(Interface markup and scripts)
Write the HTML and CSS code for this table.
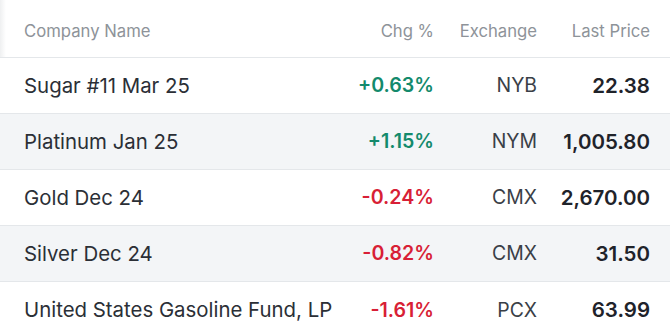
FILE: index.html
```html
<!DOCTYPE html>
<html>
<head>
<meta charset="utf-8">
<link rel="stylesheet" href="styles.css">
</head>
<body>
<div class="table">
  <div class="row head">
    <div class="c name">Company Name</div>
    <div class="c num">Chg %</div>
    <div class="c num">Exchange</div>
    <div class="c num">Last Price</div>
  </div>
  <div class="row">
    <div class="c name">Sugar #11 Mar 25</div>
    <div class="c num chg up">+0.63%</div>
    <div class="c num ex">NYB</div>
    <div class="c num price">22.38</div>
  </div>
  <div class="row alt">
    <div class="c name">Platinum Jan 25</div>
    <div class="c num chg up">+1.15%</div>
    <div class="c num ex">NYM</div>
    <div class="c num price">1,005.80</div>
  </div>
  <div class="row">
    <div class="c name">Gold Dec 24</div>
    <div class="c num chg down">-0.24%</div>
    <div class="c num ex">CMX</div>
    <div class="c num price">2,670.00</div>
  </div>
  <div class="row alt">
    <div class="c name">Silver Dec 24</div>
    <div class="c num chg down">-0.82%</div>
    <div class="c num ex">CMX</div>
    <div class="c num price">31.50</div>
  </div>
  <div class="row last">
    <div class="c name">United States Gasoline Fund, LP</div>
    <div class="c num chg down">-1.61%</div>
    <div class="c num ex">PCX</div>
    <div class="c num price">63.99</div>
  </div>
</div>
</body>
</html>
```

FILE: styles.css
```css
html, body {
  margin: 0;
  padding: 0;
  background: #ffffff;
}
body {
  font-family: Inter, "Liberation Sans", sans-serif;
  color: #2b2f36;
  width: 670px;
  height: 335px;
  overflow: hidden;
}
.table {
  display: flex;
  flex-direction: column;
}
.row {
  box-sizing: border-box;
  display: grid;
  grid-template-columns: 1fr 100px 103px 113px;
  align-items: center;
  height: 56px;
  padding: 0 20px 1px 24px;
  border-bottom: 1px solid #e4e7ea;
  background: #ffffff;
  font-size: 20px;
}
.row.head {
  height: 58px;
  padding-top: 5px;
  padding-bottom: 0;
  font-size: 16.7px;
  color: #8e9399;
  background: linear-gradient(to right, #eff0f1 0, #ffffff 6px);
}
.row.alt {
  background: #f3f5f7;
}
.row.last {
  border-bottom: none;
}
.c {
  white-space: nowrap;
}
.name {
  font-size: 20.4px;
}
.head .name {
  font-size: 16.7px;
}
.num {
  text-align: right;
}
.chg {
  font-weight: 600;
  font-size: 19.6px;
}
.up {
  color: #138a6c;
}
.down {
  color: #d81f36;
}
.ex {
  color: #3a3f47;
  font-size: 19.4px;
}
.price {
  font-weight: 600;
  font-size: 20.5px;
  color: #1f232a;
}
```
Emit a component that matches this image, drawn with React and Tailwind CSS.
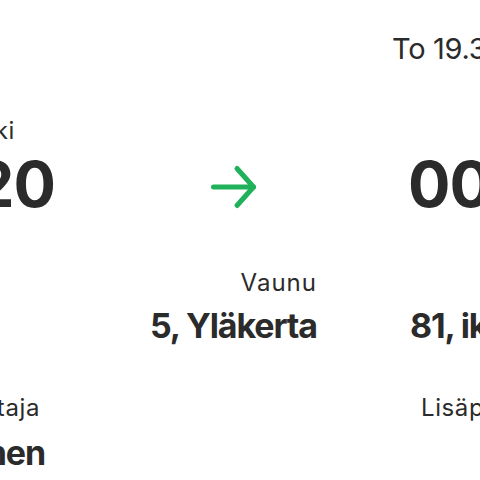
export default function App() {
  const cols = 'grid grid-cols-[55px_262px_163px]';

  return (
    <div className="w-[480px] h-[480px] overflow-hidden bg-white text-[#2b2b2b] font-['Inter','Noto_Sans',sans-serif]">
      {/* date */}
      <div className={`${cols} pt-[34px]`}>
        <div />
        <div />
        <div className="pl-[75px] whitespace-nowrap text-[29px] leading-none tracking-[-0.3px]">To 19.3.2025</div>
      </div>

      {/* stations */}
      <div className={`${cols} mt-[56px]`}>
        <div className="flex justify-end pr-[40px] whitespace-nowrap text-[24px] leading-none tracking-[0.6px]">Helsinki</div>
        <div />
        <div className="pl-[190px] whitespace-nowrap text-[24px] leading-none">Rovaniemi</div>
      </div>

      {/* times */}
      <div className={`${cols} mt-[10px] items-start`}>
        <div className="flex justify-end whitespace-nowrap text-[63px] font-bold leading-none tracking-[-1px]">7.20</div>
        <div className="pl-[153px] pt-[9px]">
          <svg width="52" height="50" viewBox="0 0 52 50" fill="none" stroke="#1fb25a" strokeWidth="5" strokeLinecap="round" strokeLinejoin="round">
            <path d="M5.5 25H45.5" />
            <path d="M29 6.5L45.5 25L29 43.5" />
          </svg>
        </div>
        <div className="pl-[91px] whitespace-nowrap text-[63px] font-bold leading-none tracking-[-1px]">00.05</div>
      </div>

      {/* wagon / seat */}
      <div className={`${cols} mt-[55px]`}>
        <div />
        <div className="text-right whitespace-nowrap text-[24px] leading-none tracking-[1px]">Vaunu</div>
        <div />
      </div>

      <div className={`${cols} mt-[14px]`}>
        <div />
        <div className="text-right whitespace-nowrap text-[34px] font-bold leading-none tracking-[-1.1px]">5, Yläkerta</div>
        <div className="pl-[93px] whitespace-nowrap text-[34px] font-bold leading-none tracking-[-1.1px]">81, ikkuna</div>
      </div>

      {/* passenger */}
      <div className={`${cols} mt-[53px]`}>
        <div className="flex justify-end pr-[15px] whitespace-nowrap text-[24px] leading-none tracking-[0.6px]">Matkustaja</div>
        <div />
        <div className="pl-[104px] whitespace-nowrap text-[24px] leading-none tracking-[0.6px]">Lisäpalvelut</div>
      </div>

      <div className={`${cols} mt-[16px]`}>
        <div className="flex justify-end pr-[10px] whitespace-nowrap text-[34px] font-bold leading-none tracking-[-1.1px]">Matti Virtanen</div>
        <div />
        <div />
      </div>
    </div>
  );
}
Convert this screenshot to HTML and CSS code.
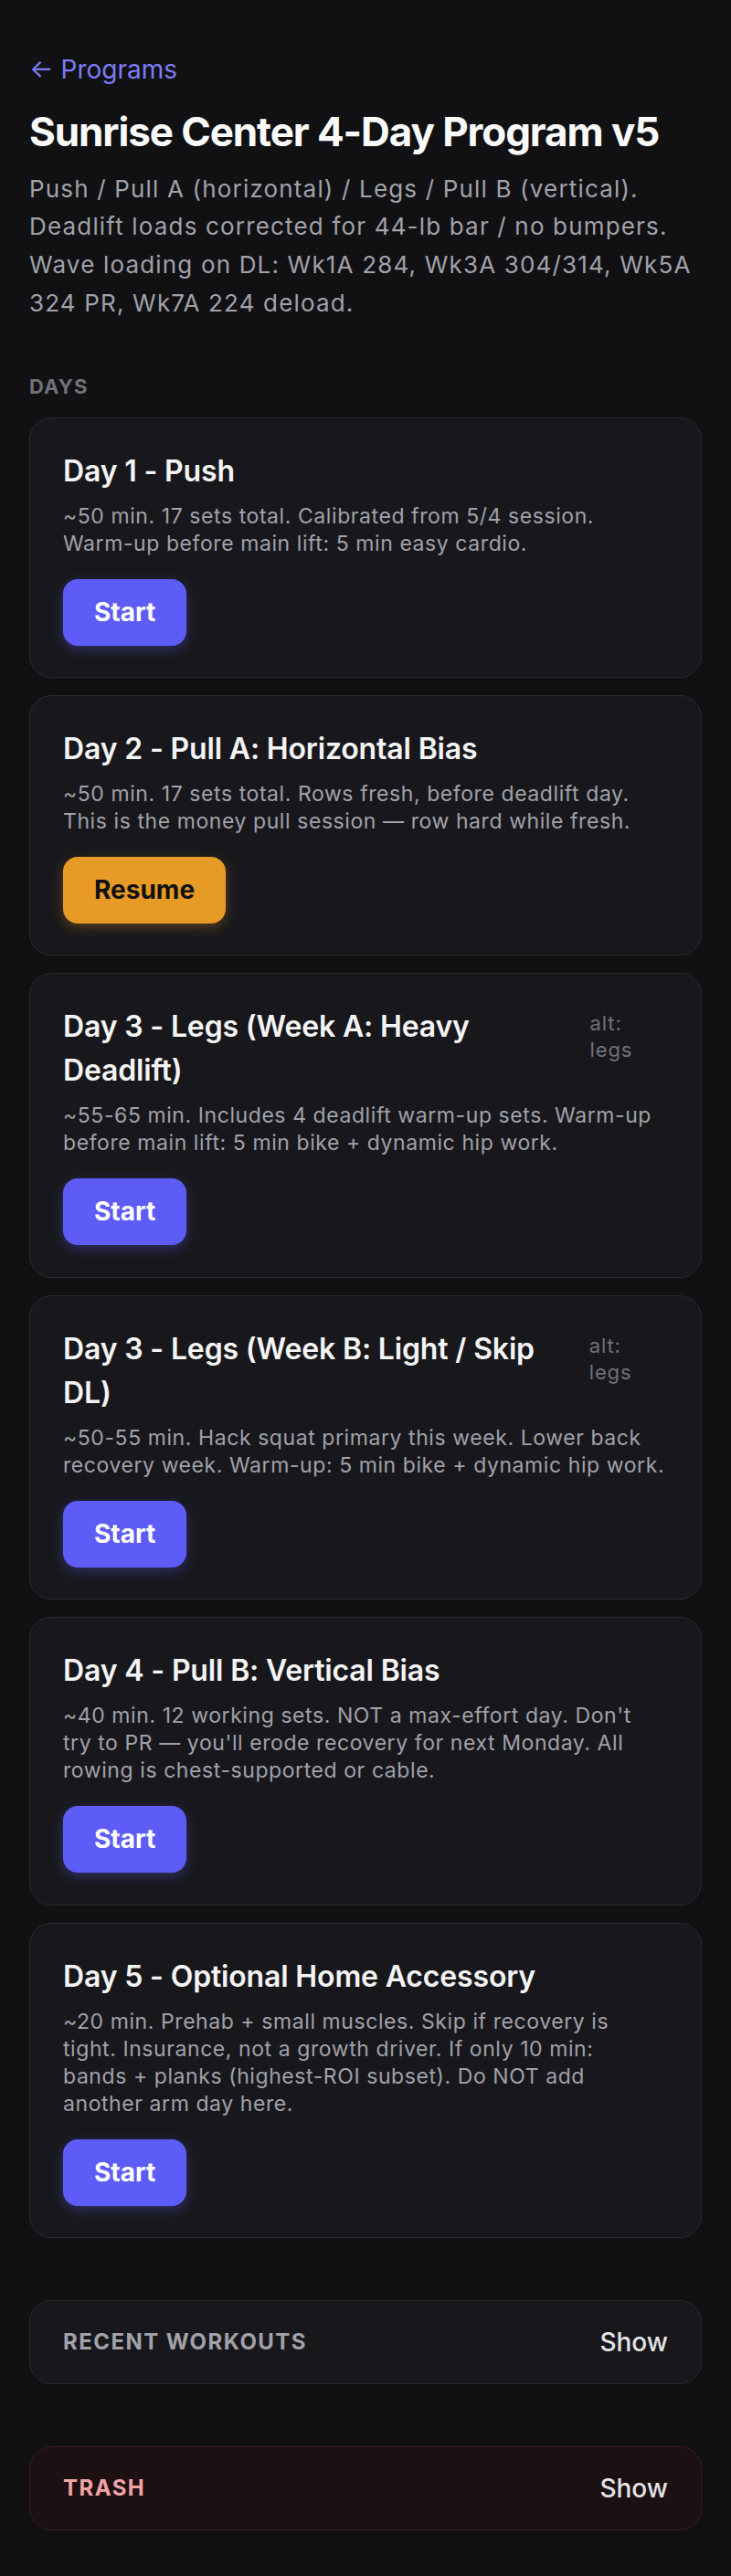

▶ _Prompt_
Return the whole listing, word for word, and leave out every picture.

▶ _Result of this task_
Write the HTML and CSS code for this table.
FILE: index.html
```html
<!DOCTYPE html>
<html>
<head>
<meta charset="utf-8">
<link rel="stylesheet" href="styles.css">
</head>
<body>
<div class="table">
  <div class="row head">
    <div class="c name">Company Name</div>
    <div class="c num">Chg %</div>
    <div class="c num">Exchange</div>
    <div class="c num">Last Price</div>
  </div>
  <div class="row">
    <div class="c name">Sugar #11 Mar 25</div>
    <div class="c num chg up">+0.63%</div>
    <div class="c num ex">NYB</div>
    <div class="c num price">22.38</div>
  </div>
  <div class="row alt">
    <div class="c name">Platinum Jan 25</div>
    <div class="c num chg up">+1.15%</div>
    <div class="c num ex">NYM</div>
    <div class="c num price">1,005.80</div>
  </div>
  <div class="row">
    <div class="c name">Gold Dec 24</div>
    <div class="c num chg down">-0.24%</div>
    <div class="c num ex">CMX</div>
    <div class="c num price">2,670.00</div>
  </div>
  <div class="row alt">
    <div class="c name">Silver Dec 24</div>
    <div class="c num chg down">-0.82%</div>
    <div class="c num ex">CMX</div>
    <div class="c num price">31.50</div>
  </div>
  <div class="row last">
    <div class="c name">United States Gasoline Fund, LP</div>
    <div class="c num chg down">-1.61%</div>
    <div class="c num ex">PCX</div>
    <div class="c num price">63.99</div>
  </div>
</div>
</body>
</html>
```

FILE: styles.css
```css
html, body {
  margin: 0;
  padding: 0;
  background: #ffffff;
}
body {
  font-family: Inter, "Liberation Sans", sans-serif;
  color: #2b2f36;
  width: 670px;
  height: 335px;
  overflow: hidden;
}
.table {
  display: flex;
  flex-direction: column;
}
.row {
  box-sizing: border-box;
  display: grid;
  grid-template-columns: 1fr 100px 103px 113px;
  align-items: center;
  height: 56px;
  padding: 0 20px 1px 24px;
  border-bottom: 1px solid #e4e7ea;
  background: #ffffff;
  font-size: 20px;
}
.row.head {
  height: 58px;
  padding-top: 5px;
  padding-bottom: 0;
  font-size: 16.7px;
  color: #8e9399;
  background: linear-gradient(to right, #eff0f1 0, #ffffff 6px);
}
.row.alt {
  background: #f3f5f7;
}
.row.last {
  border-bottom: none;
}
.c {
  white-space: nowrap;
}
.name {
  font-size: 20.4px;
}
.head .name {
  font-size: 16.7px;
}
.num {
  text-align: right;
}
.chg {
  font-weight: 600;
  font-size: 19.6px;
}
.up {
  color: #138a6c;
}
.down {
  color: #d81f36;
}
.ex {
  color: #3a3f47;
  font-size: 19.4px;
}
.price {
  font-weight: 600;
  font-size: 20.5px;
  color: #1f232a;
}
```
Emit a component that matches this image, drawn with React and Tailwind CSS.
export default function App() {
  const cols = 'grid grid-cols-[55px_262px_163px]';

  return (
    <div className="w-[480px] h-[480px] overflow-hidden bg-white text-[#2b2b2b] font-['Inter','Noto_Sans',sans-serif]">
      {/* date */}
      <div className={`${cols} pt-[34px]`}>
        <div />
        <div />
        <div className="pl-[75px] whitespace-nowrap text-[29px] leading-none tracking-[-0.3px]">To 19.3.2025</div>
      </div>

      {/* stations */}
      <div className={`${cols} mt-[56px]`}>
        <div className="flex justify-end pr-[40px] whitespace-nowrap text-[24px] leading-none tracking-[0.6px]">Helsinki</div>
        <div />
        <div className="pl-[190px] whitespace-nowrap text-[24px] leading-none">Rovaniemi</div>
      </div>

      {/* times */}
      <div className={`${cols} mt-[10px] items-start`}>
        <div className="flex justify-end whitespace-nowrap text-[63px] font-bold leading-none tracking-[-1px]">7.20</div>
        <div className="pl-[153px] pt-[9px]">
          <svg width="52" height="50" viewBox="0 0 52 50" fill="none" stroke="#1fb25a" strokeWidth="5" strokeLinecap="round" strokeLinejoin="round">
            <path d="M5.5 25H45.5" />
            <path d="M29 6.5L45.5 25L29 43.5" />
          </svg>
        </div>
        <div className="pl-[91px] whitespace-nowrap text-[63px] font-bold leading-none tracking-[-1px]">00.05</div>
      </div>

      {/* wagon / seat */}
      <div className={`${cols} mt-[55px]`}>
        <div />
        <div className="text-right whitespace-nowrap text-[24px] leading-none tracking-[1px]">Vaunu</div>
        <div />
      </div>

      <div className={`${cols} mt-[14px]`}>
        <div />
        <div className="text-right whitespace-nowrap text-[34px] font-bold leading-none tracking-[-1.1px]">5, Yläkerta</div>
        <div className="pl-[93px] whitespace-nowrap text-[34px] font-bold leading-none tracking-[-1.1px]">81, ikkuna</div>
      </div>

      {/* passenger */}
      <div className={`${cols} mt-[53px]`}>
        <div className="flex justify-end pr-[15px] whitespace-nowrap text-[24px] leading-none tracking-[0.6px]">Matkustaja</div>
        <div />
        <div className="pl-[104px] whitespace-nowrap text-[24px] leading-none tracking-[0.6px]">Lisäpalvelut</div>
      </div>

      <div className={`${cols} mt-[16px]`}>
        <div className="flex justify-end pr-[10px] whitespace-nowrap text-[34px] font-bold leading-none tracking-[-1.1px]">Matti Virtanen</div>
        <div />
        <div />
      </div>
    </div>
  );
}
Convert this screenshot to HTML and CSS code.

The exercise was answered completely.